For travel productivity, value comes from readable text at comfortable scaling. A portable screen used beside a laptop should not force you to squint, lean forward, or tolerate fuzzy app menus. Match scaling between laptop and portable display where possible, then check whether your most-used apps render text consistently across both screens.
A Simple Screen Check Before You Buy
Use a clean test pattern from your normal workflow. Open a spreadsheet with thin gridlines, a document with small black body text, a code editor with colored syntax, a browser page with gray UI text, and a game or video scene with bright HUD elements. View the screen at your real seating distance, not from a showroom angle.
Look for colored outlines, shimmering edges, inconsistent letter weight, or text that looks good in one app but weak in another. Then adjust scaling, text smoothing, sharpness, color temperature, and monitor mode. If the panel only looks acceptable after aggressive sharpening, it is probably the wrong tool for text-heavy work.

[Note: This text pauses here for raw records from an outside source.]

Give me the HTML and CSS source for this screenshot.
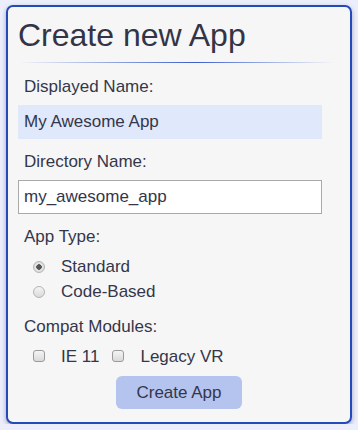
FILE: index.html
```html
<!DOCTYPE html>
<html lang="en">

<head>
    <meta charset="UTF-8">
    <meta name="viewport" content="width=device-width, initial-scale=1.0">
    <title>Create new App</title>
    <link rel="stylesheet" href="styles.css">
</head>

<body>
    <form class="card">
        <h1>Create new App</h1>
        <hr class="divider">

        <label class="field-label" for="display-name">Displayed Name:</label>
        <input class="text-input filled" id="display-name" type="text" value="My Awesome App">

        <label class="field-label gap" for="dir-name">Directory Name:</label>
        <input class="text-input" id="dir-name" type="text" value="my_awesome_app">

        <div class="field-label gap">App Type:</div>
        <div class="radio-list">
            <label class="option"><input type="radio" name="type" checked><span>Standard</span></label>
            <label class="option"><input type="radio" name="type"><span>Code-Based</span></label>
        </div>

        <div class="field-label modules">Compat Modules:</div>
        <div class="check-row">
            <label class="option"><input type="checkbox"><span>IE 11</span></label>
            <label class="option"><input type="checkbox"><span>Legacy VR</span></label>
        </div>

        <div class="actions">
            <button class="button" type="button">Create App</button>
        </div>
    </form>
</body>

</html>
```

FILE: styles.css
```css
body {
    background-color: #eceffb;
    color: #34364a;
    font-family: 'Liberation Sans', Arial, sans-serif;
    font-size: 17px;
    line-height: 20px;
    margin: 0;
    padding: 5px 6px 0;
}

.card {
    display: flex;
    flex-direction: column;
    align-items: flex-start;
    background: #f6f6f6;
    border: 2px solid #2449bb;
    border-radius: 7px;
    box-shadow: 0 2px 5px rgba(20, 30, 80, 0.35);
    padding: 10px 10px 13px;
}

h1 {
    font-size: 32px;
    line-height: 37px;
    font-weight: normal;
    color: #333446;
    margin: 0;
}

.divider {
    align-self: stretch;
    height: 1px;
    border: 0;
    margin: 8px 0 0;
    background: linear-gradient(90deg, rgba(61, 95, 204, 0), #3d5fcc 55%, rgba(61, 95, 204, 0) 98%);
}

.field-label {
    margin: 14px 0 8px 6px;
}

.field-label.gap {
    margin-top: 13px;
}

.field-label.modules {
    margin-top: 15px;
    margin-bottom: 10px;
}

.text-input {
    width: 304px;
    height: 34px;
    box-sizing: border-box;
    padding: 0 5px;
    font-family: inherit;
    font-size: 17px;
    color: #34364a;
    background: #ffffff;
    border: 1px solid #a9a9a9;
    margin: 0;
}

.text-input.filled {
    background: #e0e8fb;
    border-color: #e0e8fb;
}

.radio-list {
    display: flex;
    flex-direction: column;
    gap: 5px;
    margin-top: 2px;
}

.check-row {
    display: flex;
    gap: 13px;
}

.option {
    display: flex;
    align-items: center;
    gap: 16px;
    padding-left: 15px;
}

.check-row .option + .option {
    padding-left: 0;
}

.option input {
    appearance: none;
    margin: 0;
    width: 12px;
    height: 12px;
    box-sizing: border-box;
    border: 1px solid #b4b4b4;
    background: linear-gradient(#f4f4f4, #dadada);
}

.option input[type="radio"] {
    border-radius: 50%;
}

.option input[type="radio"]:checked {
    background: radial-gradient(circle, #555 0, #555 2.5px, #e6e6e6 3px, #d8d8d8 6px);
}

.option input[type="checkbox"] {
    border-radius: 3px;
    border-color: #9a9a9a;
    margin-top: -3px;
}

.actions {
    align-self: stretch;
    display: flex;
    justify-content: center;
    margin-top: 9px;
}

.button {
    font-family: inherit;
    font-size: 17px;
    color: #34364a;
    background: #b5c3ef;
    border: 0;
    border-radius: 6px;
    width: 126px;
    height: 33px;
    padding: 0;
    cursor: pointer;
}
```
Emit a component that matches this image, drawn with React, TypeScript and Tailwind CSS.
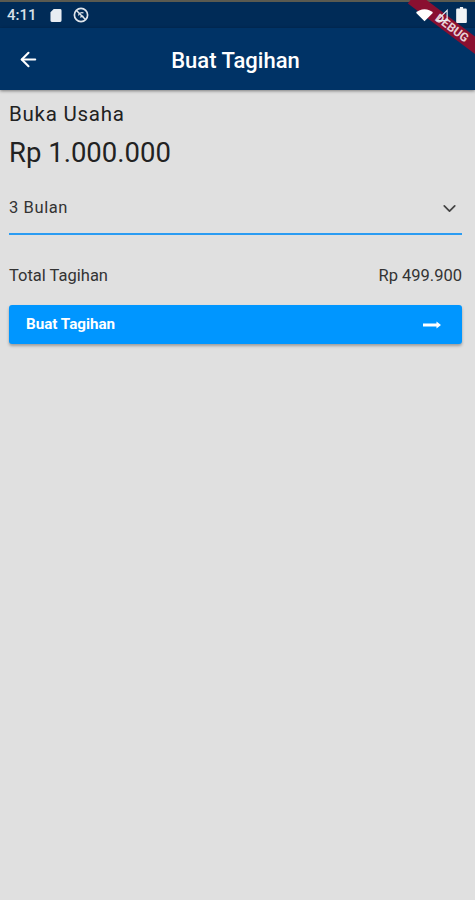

The decision should be workload-led. For a gaming-first desk, a high-density OLED can be a powerful upgrade. For a finance, writing, coding, or operations station, RGB-stripe clarity still pays off every hour. For a large-format value setup, a properly configured 4K TV can work well, but only when it supports 4K 60 Hz with 4:4:4 chroma and has its processing stripped back.
Bottom Line
Display pixel substructure affects color rendering and text clarity because software, subpixels, and your eyes all meet at the edge of every letter and icon. Buy the screen for the work it must do most: RGB-stripe density for relentless text, high-density OLED for immersive performance with fewer visible artifacts, and full 4:4:4 signal support whenever a TV or large smart display becomes your desktop.